Trailing 21-13, the Texans took the ball and put together a methodical 15 play, 77-yard drive that ate up nearly eight mins in the third quarter. Maxx Crosby, who had himself a standout game, nearly made the play of the game when he punched the ball out of the hands of Carlos Hyde. Luckily for the Texans, the ball was recovered by one of their linemen.
Two plays later, it was 21-20, Watson connected with tight end Darren Fells on an eight-yard touchdown, and the Raiders lead was down to one.
The long drive took a toll on the defense. They were visibly worn down.
Needing a big-time response, Derek Carr led the offense down the field 50-yards but were not able to convert a 3rd and 7 from the Houston 25 and had to settle for a field goal. In a game that was decided by three points, not getting seven on the drive proved to be costly.
Deshaun Watson and the Texans offense got the ball back down 24-20 with 10:48 remaining in the game. And just like on their previous drive, the Texans would not be stopped.
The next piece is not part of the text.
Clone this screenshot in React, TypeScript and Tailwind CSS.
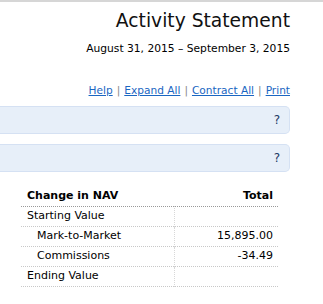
const rows = [
  { label: 'Starting Value', value: '', indent: false },
  { label: 'Mark-to-Market', value: '15,895.00', indent: true },
  { label: 'Commissions', value: '-34.49', indent: true },
  { label: 'Ending Value', value: '', indent: false },
];

const Panel = () => (
  <div className="flex h-[28px] w-[290px] items-center justify-end rounded-r-[5px] border border-l-0 border-[#d5e1f3] bg-[#e7eff9] pr-[9px]">
    <span className="text-[12px] text-[#1d3763]">?</span>
  </div>
);

export default function App() {
  return (
    <div className="h-[304px] w-[323px] overflow-hidden border-t-2 border-[#d6d6d6] bg-white font-['DejaVu_Sans',sans-serif] text-black">
      <div className="flex w-[290px] flex-col items-end">
        <h1 className="mt-[7px] text-[18.7px] leading-[24px] text-[#111]">Activity Statement</h1>
        <p className="mt-[9px] text-[10.7px] leading-[14px]">August 31, 2015 – September 3, 2015</p>
        <div className="mt-[27px] flex items-center gap-[4px] text-[10.6px] leading-[14px] text-[#888]">
          <a className="text-[#1a66c2] underline">Help</a>
          <span>|</span>
          <a className="text-[#1a66c2] underline">Expand All</a>
          <span>|</span>
          <a className="text-[#1a66c2] underline">Contract All</a>
          <span>|</span>
          <a className="text-[#1a66c2] underline">Print</a>
        </div>
      </div>

      <div className="mt-[9px] flex flex-col gap-[10px]">
        <Panel />
        <Panel />
      </div>

      <table className="ml-[21px] mt-[14px] w-[257px] border-collapse text-[11px]">
        <thead>
          <tr className="border-b border-dotted border-[#999]">
            <th className="h-[20px] pl-[6px] text-left font-bold">Change in NAV</th>
            <th className="h-[20px] pr-[5px] text-right font-bold">Total</th>
          </tr>
        </thead>
        <tbody>
          {rows.map((r) => (
            <tr key={r.label} className="border-b border-dotted border-[#c8c8c8]">
              <td className={`h-[20px] border-r border-dotted border-[#d8d8d8] ${r.indent ? 'pl-[16px]' : 'pl-[6px]'}`}>
                {r.label}
              </td>
              <td className="h-[20px] w-[104px] pr-[5px] text-right">{r.value}</td>
            </tr>
          ))}
        </tbody>
      </table>
    </div>
  );
}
Maxx Crosby was flagged for a questionable roughing the passer that got the drive started; eight plays later in was Nicholas Morrow, who was flagged for illegal contact. The Raiders were penalized 11 times for 110 yards throughout the game.
The scoring play was again a Watson to Fells touchdown pass.
After leading the entire game, the Raiders were playing from behind for the first time with 6:26 left in the game. An eight-yard run by Josh Jacobs on 1st down, a 22-yard pick up by Tyrell Williams on 2nd down, and the Raiders looked to be in business. The drive killer came on the fourth play. A 10-yard holding penalty negated a 12-yard Jacobs gain on Richie Incognito. Now the offense was faced with a 2nd and 20 from their 45-yard line.
After a short gain of four yards, it was 3rd and 16. Derek Carr zeroed in on Tyrell Williams, who was tightly guarded by Gareon Conley. The ball was a go route to Williams. Carr tried to hit Williams with a back-shoulder throw. Conley was a bit handsy on the play, but no flag was thrown. Williams was able to get his hands on it, but Conley fought hard to wrestle the ball away. For a moment, it looked as if Gruden would challenge the play, but he decided against it. The Raiders punted the ball away for the final time with 4:09 left in the game.
Three first downs, two timeouts, and a two-minute warning later in was victory formation time for the Texans. At the end of the day, the blame goes to both sides of the ball. The Raiders offense was not able to take advantage of an undermanned Texans defense, and the Raiders defense could not get stops when they needed it in the second half.
The Raiders fall to 3-4 on the season.